= Required work =
The lines to reproduce run from the first one through the line containing "</setup-app>". Reproduce them exactly.

====== Supplied information

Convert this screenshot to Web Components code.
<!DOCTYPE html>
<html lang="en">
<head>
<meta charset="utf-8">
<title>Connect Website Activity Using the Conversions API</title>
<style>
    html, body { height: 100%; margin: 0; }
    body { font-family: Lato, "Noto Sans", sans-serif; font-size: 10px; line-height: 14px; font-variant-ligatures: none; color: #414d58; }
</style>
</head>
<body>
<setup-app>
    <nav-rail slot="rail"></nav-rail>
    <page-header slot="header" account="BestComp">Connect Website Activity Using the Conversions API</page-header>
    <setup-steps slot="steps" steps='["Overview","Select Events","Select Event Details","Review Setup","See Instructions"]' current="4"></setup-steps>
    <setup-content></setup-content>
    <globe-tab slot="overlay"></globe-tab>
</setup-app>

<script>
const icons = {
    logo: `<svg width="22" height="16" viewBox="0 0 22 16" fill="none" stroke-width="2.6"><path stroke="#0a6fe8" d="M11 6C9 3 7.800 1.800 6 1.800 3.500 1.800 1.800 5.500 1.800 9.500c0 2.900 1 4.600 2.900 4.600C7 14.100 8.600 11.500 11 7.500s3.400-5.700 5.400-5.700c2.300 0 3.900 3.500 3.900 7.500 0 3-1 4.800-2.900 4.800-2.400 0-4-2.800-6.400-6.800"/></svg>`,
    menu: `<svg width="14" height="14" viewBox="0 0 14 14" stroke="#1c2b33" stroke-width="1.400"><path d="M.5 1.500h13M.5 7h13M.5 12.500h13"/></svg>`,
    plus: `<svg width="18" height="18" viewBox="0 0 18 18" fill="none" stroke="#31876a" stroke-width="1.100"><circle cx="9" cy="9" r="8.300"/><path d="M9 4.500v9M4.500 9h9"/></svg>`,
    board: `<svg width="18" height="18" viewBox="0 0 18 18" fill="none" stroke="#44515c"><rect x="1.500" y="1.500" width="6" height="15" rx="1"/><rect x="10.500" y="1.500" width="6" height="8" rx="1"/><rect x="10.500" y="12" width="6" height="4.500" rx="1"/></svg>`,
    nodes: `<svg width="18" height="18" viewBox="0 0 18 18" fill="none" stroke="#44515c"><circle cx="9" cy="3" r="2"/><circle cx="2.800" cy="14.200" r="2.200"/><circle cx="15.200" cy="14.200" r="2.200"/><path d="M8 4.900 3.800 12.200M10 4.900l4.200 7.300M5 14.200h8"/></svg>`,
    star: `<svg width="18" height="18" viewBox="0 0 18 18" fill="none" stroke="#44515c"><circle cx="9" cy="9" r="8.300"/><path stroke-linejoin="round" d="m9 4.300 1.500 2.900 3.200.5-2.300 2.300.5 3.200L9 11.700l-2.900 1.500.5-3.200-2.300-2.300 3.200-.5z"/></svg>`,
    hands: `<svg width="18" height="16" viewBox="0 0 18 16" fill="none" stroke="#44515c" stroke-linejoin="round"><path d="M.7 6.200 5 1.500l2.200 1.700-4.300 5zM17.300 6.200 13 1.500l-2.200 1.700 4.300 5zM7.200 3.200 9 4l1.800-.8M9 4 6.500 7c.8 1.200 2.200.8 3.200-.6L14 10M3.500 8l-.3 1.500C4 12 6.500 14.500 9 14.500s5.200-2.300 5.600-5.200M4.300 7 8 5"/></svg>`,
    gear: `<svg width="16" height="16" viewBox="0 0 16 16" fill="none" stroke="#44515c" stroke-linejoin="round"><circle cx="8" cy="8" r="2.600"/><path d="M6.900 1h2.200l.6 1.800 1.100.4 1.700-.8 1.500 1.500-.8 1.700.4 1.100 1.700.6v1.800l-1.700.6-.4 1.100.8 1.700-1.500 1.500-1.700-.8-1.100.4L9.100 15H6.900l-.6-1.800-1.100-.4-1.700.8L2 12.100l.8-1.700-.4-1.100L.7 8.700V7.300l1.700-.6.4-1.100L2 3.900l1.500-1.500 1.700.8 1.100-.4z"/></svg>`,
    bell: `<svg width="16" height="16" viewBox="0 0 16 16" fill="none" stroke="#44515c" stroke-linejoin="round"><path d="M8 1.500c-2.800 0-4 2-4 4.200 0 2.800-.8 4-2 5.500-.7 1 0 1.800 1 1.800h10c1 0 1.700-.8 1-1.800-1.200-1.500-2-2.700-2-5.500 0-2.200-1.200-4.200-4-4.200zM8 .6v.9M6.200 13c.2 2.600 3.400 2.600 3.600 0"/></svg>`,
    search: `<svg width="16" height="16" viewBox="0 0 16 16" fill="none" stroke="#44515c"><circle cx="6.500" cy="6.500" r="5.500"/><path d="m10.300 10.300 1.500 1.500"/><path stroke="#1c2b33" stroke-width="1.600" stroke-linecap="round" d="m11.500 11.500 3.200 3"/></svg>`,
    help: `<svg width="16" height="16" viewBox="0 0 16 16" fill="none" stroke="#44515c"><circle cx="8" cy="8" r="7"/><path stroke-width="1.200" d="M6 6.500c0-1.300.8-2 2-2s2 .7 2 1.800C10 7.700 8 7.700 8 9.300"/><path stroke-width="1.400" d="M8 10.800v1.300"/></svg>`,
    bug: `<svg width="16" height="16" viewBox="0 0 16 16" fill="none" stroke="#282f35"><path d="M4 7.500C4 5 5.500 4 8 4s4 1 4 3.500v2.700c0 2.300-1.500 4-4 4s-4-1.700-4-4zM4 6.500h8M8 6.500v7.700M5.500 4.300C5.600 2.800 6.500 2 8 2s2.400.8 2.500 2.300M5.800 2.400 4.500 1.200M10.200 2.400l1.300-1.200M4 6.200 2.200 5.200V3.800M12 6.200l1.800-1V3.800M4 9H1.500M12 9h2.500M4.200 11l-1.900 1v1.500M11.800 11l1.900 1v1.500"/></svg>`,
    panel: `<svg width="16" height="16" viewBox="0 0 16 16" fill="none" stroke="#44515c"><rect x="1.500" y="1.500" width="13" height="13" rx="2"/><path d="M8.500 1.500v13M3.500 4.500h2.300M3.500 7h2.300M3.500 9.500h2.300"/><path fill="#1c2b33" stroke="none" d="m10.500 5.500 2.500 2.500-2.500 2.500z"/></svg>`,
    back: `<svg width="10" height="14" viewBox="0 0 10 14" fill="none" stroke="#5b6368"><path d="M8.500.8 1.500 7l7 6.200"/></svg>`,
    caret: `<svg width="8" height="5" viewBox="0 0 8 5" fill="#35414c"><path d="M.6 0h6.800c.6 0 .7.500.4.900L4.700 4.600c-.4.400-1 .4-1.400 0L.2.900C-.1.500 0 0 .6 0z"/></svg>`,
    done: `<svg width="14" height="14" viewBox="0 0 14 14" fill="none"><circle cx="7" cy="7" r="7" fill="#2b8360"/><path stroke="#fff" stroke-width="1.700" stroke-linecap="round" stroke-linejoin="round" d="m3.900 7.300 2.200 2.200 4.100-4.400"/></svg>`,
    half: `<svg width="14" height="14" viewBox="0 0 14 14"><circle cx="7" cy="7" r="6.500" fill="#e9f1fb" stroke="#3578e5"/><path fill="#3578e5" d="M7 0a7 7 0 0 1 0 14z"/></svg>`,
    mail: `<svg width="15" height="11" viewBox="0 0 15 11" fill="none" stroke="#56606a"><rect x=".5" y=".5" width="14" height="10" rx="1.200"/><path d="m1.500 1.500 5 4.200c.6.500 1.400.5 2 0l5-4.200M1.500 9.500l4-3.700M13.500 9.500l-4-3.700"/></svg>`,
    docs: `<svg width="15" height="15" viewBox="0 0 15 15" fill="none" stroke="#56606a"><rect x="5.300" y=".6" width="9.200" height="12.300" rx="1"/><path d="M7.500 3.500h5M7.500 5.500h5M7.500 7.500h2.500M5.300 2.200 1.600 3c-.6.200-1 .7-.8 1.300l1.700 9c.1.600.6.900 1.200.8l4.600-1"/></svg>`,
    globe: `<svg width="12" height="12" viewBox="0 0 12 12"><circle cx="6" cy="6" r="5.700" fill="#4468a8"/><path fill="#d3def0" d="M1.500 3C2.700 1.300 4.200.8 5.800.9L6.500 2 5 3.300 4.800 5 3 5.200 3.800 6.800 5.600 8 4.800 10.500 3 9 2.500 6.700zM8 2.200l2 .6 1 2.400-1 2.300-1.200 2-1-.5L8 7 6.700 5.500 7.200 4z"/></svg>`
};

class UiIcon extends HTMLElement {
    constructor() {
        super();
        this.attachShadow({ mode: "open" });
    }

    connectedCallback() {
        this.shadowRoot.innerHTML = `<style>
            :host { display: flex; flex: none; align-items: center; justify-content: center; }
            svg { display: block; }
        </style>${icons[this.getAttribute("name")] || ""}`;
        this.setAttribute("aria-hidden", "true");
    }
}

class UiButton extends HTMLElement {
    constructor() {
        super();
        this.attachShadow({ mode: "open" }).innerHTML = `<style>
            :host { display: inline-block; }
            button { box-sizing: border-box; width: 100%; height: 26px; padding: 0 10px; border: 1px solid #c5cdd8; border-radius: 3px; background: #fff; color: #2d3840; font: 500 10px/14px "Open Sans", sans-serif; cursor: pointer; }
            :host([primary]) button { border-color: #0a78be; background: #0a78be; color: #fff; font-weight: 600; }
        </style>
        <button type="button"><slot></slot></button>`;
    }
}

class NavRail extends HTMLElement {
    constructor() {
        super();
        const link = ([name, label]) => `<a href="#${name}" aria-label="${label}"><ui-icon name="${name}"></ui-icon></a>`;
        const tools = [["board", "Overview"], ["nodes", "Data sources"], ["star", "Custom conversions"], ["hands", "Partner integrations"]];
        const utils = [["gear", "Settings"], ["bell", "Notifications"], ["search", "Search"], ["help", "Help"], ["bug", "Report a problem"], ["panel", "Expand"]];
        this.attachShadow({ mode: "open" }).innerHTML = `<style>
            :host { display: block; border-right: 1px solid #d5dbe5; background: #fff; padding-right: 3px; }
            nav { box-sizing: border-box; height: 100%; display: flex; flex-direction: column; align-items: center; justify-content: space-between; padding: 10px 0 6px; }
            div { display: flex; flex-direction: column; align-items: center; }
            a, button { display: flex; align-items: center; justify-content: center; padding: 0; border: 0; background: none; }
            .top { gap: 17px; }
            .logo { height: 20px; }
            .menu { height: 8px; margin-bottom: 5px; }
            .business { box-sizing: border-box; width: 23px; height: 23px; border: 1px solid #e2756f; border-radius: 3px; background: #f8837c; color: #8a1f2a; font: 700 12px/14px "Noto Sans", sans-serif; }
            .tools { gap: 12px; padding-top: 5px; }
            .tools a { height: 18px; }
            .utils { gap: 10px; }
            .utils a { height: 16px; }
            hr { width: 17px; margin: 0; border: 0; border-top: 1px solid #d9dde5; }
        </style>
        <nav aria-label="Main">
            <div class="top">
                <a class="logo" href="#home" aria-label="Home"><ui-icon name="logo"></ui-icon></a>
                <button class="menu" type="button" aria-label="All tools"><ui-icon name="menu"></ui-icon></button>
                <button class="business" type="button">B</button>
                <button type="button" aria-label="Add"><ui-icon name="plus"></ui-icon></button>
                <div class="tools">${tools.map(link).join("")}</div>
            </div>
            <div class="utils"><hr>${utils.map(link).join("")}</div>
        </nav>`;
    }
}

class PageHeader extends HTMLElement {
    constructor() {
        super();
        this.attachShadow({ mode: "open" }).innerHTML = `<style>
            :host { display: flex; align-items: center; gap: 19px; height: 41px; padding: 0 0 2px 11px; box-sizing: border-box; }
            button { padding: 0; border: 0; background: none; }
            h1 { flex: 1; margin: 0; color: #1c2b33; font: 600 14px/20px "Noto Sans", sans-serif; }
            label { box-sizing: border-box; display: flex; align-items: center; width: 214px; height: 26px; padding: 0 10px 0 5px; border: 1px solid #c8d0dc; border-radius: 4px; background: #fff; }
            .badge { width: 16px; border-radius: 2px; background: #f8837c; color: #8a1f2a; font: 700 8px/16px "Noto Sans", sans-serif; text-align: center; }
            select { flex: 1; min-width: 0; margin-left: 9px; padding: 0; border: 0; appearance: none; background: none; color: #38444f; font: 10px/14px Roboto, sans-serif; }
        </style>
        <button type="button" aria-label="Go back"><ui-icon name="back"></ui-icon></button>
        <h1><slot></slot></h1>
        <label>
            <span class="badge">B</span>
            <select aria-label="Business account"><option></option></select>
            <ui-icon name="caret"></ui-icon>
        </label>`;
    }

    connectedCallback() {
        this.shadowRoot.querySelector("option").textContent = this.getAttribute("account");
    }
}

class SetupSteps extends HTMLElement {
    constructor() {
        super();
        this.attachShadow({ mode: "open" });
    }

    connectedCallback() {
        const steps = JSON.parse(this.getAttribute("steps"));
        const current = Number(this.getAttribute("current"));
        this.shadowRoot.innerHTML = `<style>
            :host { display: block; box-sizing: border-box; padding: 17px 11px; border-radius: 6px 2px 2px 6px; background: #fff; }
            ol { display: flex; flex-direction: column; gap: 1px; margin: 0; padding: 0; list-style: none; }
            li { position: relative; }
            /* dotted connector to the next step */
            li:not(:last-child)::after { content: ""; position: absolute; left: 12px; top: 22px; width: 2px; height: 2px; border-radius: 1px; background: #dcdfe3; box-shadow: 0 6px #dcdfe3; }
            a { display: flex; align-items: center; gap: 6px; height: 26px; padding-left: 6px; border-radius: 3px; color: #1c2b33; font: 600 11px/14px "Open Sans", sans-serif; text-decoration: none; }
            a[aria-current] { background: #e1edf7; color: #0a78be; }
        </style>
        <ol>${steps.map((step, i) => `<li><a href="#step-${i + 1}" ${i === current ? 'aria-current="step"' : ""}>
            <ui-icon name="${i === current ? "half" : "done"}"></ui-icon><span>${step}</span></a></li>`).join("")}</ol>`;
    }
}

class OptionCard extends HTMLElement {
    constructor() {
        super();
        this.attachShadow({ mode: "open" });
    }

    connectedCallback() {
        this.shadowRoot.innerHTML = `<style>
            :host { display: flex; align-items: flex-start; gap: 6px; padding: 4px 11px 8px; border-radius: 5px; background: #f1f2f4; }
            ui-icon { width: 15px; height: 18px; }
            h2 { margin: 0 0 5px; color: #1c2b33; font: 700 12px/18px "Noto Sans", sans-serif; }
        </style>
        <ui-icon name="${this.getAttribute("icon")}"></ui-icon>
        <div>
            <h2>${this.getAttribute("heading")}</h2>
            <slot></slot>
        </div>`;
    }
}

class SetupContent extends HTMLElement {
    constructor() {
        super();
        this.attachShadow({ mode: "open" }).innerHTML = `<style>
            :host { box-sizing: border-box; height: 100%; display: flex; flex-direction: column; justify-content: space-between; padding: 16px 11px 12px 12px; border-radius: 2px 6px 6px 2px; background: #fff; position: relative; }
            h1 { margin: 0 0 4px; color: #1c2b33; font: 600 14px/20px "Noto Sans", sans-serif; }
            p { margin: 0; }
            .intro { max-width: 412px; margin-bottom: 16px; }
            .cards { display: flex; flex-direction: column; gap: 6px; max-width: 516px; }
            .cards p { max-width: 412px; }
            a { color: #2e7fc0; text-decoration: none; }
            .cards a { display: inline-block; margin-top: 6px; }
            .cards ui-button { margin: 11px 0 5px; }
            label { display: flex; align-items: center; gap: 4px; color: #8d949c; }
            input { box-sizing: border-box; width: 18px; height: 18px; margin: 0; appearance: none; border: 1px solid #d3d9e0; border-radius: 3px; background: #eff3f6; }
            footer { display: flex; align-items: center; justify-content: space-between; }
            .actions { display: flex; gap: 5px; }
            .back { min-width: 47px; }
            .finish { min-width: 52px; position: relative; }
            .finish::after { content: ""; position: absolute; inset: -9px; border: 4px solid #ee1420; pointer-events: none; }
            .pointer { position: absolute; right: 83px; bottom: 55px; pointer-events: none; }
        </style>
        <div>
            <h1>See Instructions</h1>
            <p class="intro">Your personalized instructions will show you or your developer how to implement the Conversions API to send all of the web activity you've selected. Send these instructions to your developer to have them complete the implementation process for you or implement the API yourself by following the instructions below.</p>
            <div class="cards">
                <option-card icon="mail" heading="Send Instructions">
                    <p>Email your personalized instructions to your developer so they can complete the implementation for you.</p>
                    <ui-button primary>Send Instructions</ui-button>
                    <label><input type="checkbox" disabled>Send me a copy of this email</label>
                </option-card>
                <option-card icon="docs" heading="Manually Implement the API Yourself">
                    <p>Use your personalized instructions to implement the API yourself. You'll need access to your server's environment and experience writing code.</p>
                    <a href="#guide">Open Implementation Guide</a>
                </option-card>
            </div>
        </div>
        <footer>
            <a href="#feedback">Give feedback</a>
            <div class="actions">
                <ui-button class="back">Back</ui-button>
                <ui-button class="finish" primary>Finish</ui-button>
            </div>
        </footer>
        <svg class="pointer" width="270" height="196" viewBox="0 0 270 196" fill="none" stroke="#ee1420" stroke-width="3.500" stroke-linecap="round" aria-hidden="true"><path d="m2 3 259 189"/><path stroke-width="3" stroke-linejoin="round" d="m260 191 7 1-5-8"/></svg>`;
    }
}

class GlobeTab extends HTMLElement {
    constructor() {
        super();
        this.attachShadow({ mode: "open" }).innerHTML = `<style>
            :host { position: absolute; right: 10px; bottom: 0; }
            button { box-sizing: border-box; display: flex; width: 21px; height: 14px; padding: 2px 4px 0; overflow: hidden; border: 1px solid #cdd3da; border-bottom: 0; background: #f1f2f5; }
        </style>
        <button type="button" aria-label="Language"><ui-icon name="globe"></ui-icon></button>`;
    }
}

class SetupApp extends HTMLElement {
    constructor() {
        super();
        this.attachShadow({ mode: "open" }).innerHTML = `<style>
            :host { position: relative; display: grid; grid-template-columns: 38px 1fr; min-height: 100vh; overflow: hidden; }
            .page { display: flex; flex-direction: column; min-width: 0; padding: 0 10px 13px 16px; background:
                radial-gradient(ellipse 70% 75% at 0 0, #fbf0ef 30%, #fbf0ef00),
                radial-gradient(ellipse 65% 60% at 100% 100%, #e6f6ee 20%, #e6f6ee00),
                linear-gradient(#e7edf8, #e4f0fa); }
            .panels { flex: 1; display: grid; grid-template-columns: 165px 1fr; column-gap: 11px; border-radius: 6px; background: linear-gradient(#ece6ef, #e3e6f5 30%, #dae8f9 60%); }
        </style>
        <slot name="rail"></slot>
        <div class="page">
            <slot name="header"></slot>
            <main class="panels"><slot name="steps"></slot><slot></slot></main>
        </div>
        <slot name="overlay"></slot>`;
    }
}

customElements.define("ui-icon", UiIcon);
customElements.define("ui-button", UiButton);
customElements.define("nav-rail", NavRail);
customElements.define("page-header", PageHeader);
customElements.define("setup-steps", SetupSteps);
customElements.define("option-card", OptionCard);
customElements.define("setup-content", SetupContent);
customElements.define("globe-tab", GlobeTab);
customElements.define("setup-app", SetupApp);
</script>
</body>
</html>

============

= Solution below =
Convert this screenshot to Web Components code.
<!DOCTYPE html>
<html lang="en">
<head>
<meta charset="utf-8">
<title>Connect Website Activity Using the Conversions API</title>
<style>
    html, body { height: 100%; margin: 0; }
    body { font-family: Lato, "Noto Sans", sans-serif; font-size: 10px; line-height: 14px; font-variant-ligatures: none; color: #414d58; }
</style>
</head>
<body>
<setup-app>
    <nav-rail slot="rail"></nav-rail>
    <page-header slot="header" account="BestComp">Connect Website Activity Using the Conversions API</page-header>
    <setup-steps slot="steps" steps='["Overview","Select Events","Select Event Details","Review Setup","See Instructions"]' current="4"></setup-steps>
    <setup-content></setup-content>
    <globe-tab slot="overlay"></globe-tab>
</setup-app>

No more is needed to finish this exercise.